The new bill on borrowing is an extension of a series of laws enacted since 1987 to allow the government to borrow to cover the budget deficit abd the bill stipulates 30-year debt securities. It can be recalled that the country issued its first international bonds worth $8 billion in March for five and 10 years. The concerned institutions are also working on a bill that allows the government to issue ‘Sukuk’ (Islamic bonds), as the current legislative framework does not allow the government to raise funds through Islamic bonds.

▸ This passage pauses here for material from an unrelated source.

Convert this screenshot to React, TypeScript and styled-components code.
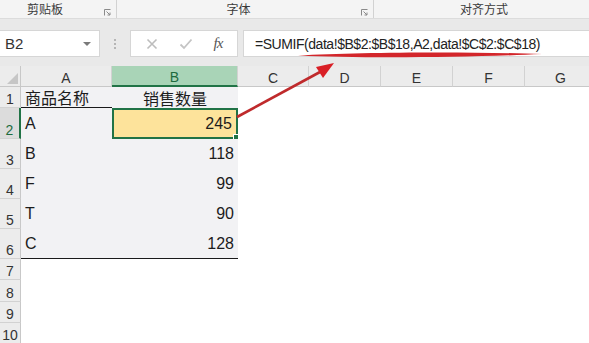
import React from 'react';
import styled, { createGlobalStyle } from 'styled-components';

// Estilos globais
const GlobalStyle = createGlobalStyle`
  html, body {
    margin: 0;
    padding: 0;
    background: #ffffff;
    overflow: hidden;
  }
  body {
    font-family: "Liberation Sans", "Noto Sans CJK SC", sans-serif;
    color: #222;
  }
`;

const Page = styled.div`
  position: relative;
  width: 589px;
  height: 343px;
  overflow: hidden;
  background: #ffffff;
`;

// Faixa dos grupos da faixa de opções
const RibbonBand = styled.div`
  display: flex;
  height: 19px;
  background: #f4f4f4;
  border-bottom: 1px solid #dcdcdc;
  box-sizing: border-box;
`;

const RibbonGroup = styled.div<{ $w: number; $pad?: number; $last?: boolean }>`
  position: relative;
  display: flex;
  align-items: center;
  width: ${(p) => p.$w}px;
  flex: none;
  padding-right: ${(p) => p.$pad ?? 0}px;
  padding-top: 2px;
  box-sizing: border-box;
  border-right: ${(p) => (p.$last ? 'none' : '1px solid #d2d2d2')};
  height: 18px;
`;

const GroupLabel = styled.span`
  flex: 1;
  text-align: center;
  font-size: 12px;
  color: #3a3a3a;
  line-height: 16px;
`;

const Launcher = styled.svg`
  position: absolute;
  right: 5px;
  top: 9px;
`;

// Barra de fórmulas
const FormulaArea = styled.div`
  display: flex;
  align-items: stretch;
  height: 47px;
  padding-top: 11px;
  padding-bottom: 9px;
  box-sizing: border-box;
  background: #e9e9e9;
`;

const NameBox = styled.div`
  display: flex;
  align-items: center;
  justify-content: space-between;
  width: 100px;
  flex: none;
  background: #fff;
  border: 1px solid #d6d6d6;
  border-left: none;
  box-sizing: border-box;
  padding: 0 8px 0 5px;
  font-size: 15px;
  color: #333;
`;

const DropArrow = styled.span`
  width: 0;
  height: 0;
  border-left: 4px solid transparent;
  border-right: 4px solid transparent;
  border-top: 4px solid #7a7a7a;
`;

const Grip = styled.div`
  width: 30px;
  flex: none;
  display: flex;
  flex-direction: column;
  align-items: center;
  justify-content: center;
  gap: 2px;
  span {
    width: 2px;
    height: 2px;
    background: #b5b5b5;
  }
`;

const FxBox = styled.div`
  display: flex;
  align-items: center;
  justify-content: space-around;
  width: 108px;
  flex: none;
  background: #fff;
  border: 1px solid #d6d6d6;
  box-sizing: border-box;
  margin-right: 5px;
  padding: 0 4px;
`;

const FxText = styled.span`
  font-family: "Liberation Serif", serif;
  font-style: italic;
  font-size: 15px;
  color: #555;
  letter-spacing: -1px;
`;

const FormulaInput = styled.div`
  flex: 1;
  display: flex;
  align-items: center;
  background: #fff;
  border: 1px solid #d6d6d6;
  border-right: none;
  box-sizing: border-box;
  padding-left: 11px;
  font-size: 14px;
  letter-spacing: -0.45px;
  color: #222;
  white-space: nowrap;
`;

// Grade da planilha
const Sheet = styled.div`
  display: grid;
  grid-template-columns: 21px 91px 126px 71px 72px 72px 72px 72px;
  grid-template-rows: 21px 21px 31px 30px 30px 30px 30px 21px 22px 21px 21px;
`;

const Corner = styled.div`
  position: relative;
  background: #ececec;
  border-right: 1px solid #c8c8c8;
  border-bottom: 1px solid #c8c8c8;
  box-sizing: border-box;
  &::after {
    content: '';
    position: absolute;
    right: 2px;
    bottom: 2px;
    border-left: 11px solid transparent;
    border-bottom: 11px solid #c6c6c6;
  }
`;

const ColHead = styled.div<{ $active?: boolean }>`
  display: flex;
  align-items: center;
  justify-content: center;
  font-size: 14px;
  color: ${(p) => (p.$active ? '#1e6b3e' : '#333')};
  background: ${(p) => (p.$active ? '#a9d4b7' : '#ececec')};
  border-right: 1px solid #d2d2d2;
  border-bottom: ${(p) => (p.$active ? '2px solid #217346' : '1px solid #c8c8c8')};
  box-sizing: border-box;
  padding-top: 3px;
`;

const RowHead = styled.div<{ $active?: boolean }>`
  display: flex;
  align-items: flex-end;
  justify-content: center;
  padding-bottom: 0;
  font-size: 14px;
  color: ${(p) => (p.$active ? '#1e6b3e' : '#333')};
  background: ${(p) => (p.$active ? '#dcdcdc' : '#ececec')};
  border-right: ${(p) => (p.$active ? '2px solid #217346' : '1px solid #c8c8c8')};
  border-bottom: 1px solid #d2d2d2;
  box-sizing: border-box;
`;

const Cell = styled.div<{
  $fill?: boolean;
  $align?: 'left' | 'right' | 'center';
  $under?: boolean;
  $selected?: boolean;
}>`
  position: relative;
  display: flex;
  align-items: center;
  justify-content: ${(p) =>
    p.$align === 'right' ? 'flex-end' : p.$align === 'center' ? 'center' : 'flex-start'};
  padding: 0 4px 0 4px;
  font-size: 16px;
  color: #1c1c1c;
  background: ${(p) => (p.$selected ? '#fde39b' : p.$fill ? '#f2f2f4' : '#fff')};
  border-bottom: ${(p) => (p.$under ? '1px solid #1a1a1a' : 'none')};
  box-sizing: border-box;
  ${(p) =>
    p.$selected &&
    `
    border: 2px solid #217346;
    &::after {
      content: '';
      position: absolute;
      right: -4px;
      bottom: -4px;
      width: 5px;
      height: 5px;
      background: #217346;
      border: 1px solid #fff;
    }
  `}
`;

// Anotação vermelha sobreposta
const Annotation = styled.svg`
  position: absolute;
  left: 0;
  top: 0;
  pointer-events: none;
`;

const cols = ['A', 'B', 'C', 'D', 'E', 'F', 'G'];

const rows: { name: string; qty: string }[] = [
  { name: 'A', qty: '245' },
  { name: 'B', qty: '118' },
  { name: 'F', qty: '99' },
  { name: 'T', qty: '90' },
  { name: 'C', qty: '128' },
];

const LauncherIcon = () => (
  <Launcher width="7" height="7" viewBox="0 0 7 7">
    <path d="M0.5 6.5 V0.5 H6.5" fill="none" stroke="#8a8a8a" strokeWidth="1" />
    <path d="M2.5 2.5 L6 6 M6 3.5 V6 H3.5" fill="none" stroke="#8a8a8a" strokeWidth="1" />
  </Launcher>
);

const App = () => {
  const blanks = (row: number) =>
    cols.slice(2).map((c) => <Cell key={`${c}${row}`} />);

  return (
    <Page>
      <GlobalStyle />
      <RibbonBand>
        <RibbonGroup $w={117} $pad={26}>
          <GroupLabel>剪贴板</GroupLabel>
          <LauncherIcon />
        </RibbonGroup>
        <RibbonGroup $w={257} $pad={13}>
          <GroupLabel>字体</GroupLabel>
          <LauncherIcon />
        </RibbonGroup>
        <RibbonGroup $w={230} $pad={10} $last>
          <GroupLabel>对齐方式</GroupLabel>
        </RibbonGroup>
      </RibbonBand>

      <FormulaArea>
        <NameBox>
          B2
          <DropArrow />
        </NameBox>
        <Grip>
          <span />
          <span />
          <span />
        </Grip>
        <FxBox>
          <svg width="12" height="12" viewBox="0 0 12 12">
            <path d="M1.5 1.5 L10.5 10.5 M10.5 1.5 L1.5 10.5" stroke="#bdbdbd" strokeWidth="1.6" />
          </svg>
          <svg width="14" height="12" viewBox="0 0 14 12">
            <path d="M1.5 6.5 L5 10 L12.5 1.5" fill="none" stroke="#c4c4c4" strokeWidth="1.8" />
          </svg>
          <FxText>fx</FxText>
        </FxBox>
        <FormulaInput>=SUMIF(data!$B$2:$B$18,A2,data!$C$2:$C$18)</FormulaInput>
      </FormulaArea>

      <Sheet>
        <Corner />
        {cols.map((c) => (
          <ColHead key={c} $active={c === 'B'}>
            {c}
          </ColHead>
        ))}

        <RowHead>1</RowHead>
        <Cell $fill $under>商品名称</Cell>
        <Cell $fill $align="center">销售数量</Cell>
        {blanks(1)}

        {rows.map((r, i) => {
          const n = i + 2;
          const last = n === 6;
          return (
            <React.Fragment key={n}>
              <RowHead $active={n === 2}>{n}</RowHead>
              <Cell $fill $under={last}>{r.name}</Cell>
              <Cell $fill $align="right" $under={last} $selected={n === 2}>
                {r.qty}
              </Cell>
              {blanks(n)}
            </React.Fragment>
          );
        })}

        {[7, 8, 9, 10].map((n) => (
          <React.Fragment key={n}>
            <RowHead>{n}</RowHead>
            <Cell />
            <Cell />
            {blanks(n)}
          </React.Fragment>
        ))}
      </Sheet>

      <Annotation width="589" height="343" viewBox="0 0 589 343">
        <path
          d="M298 55.5 C360 52, 470 51.5, 542 54 C470 57.5, 360 58.5, 298 55.5 Z"
          fill="#d3262b"
        />
        <line x1="237" y1="117" x2="320" y2="72" stroke="#bf2a2c" strokeWidth="2.6" />
        <polygon points="334,63 316,67 323,78" fill="#d91f26" />
      </Annotation>
    </Page>
  );
};

export default App;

According to the Ministry of Finance, the economic reform measures taken so far have resulted in savings of more than one billion Kuwaiti dinars in the budget for fiscal 2016/2017. These reforms include the gasoline price hike last year, adjusting the ceiling and growth rate of public spending, stopping irregularities in the establishment of public institutions and expediting the collection of State dues. The economic reforms also included plans to introduce 10 percent tax on the net profits of companies and five percent value added tax (VAT) which other GCC countries have already adopted. Furthermore, the sovereign fund assets managed by Kuwait Investment Authority (KIA) increased by 34 percent over the last five years.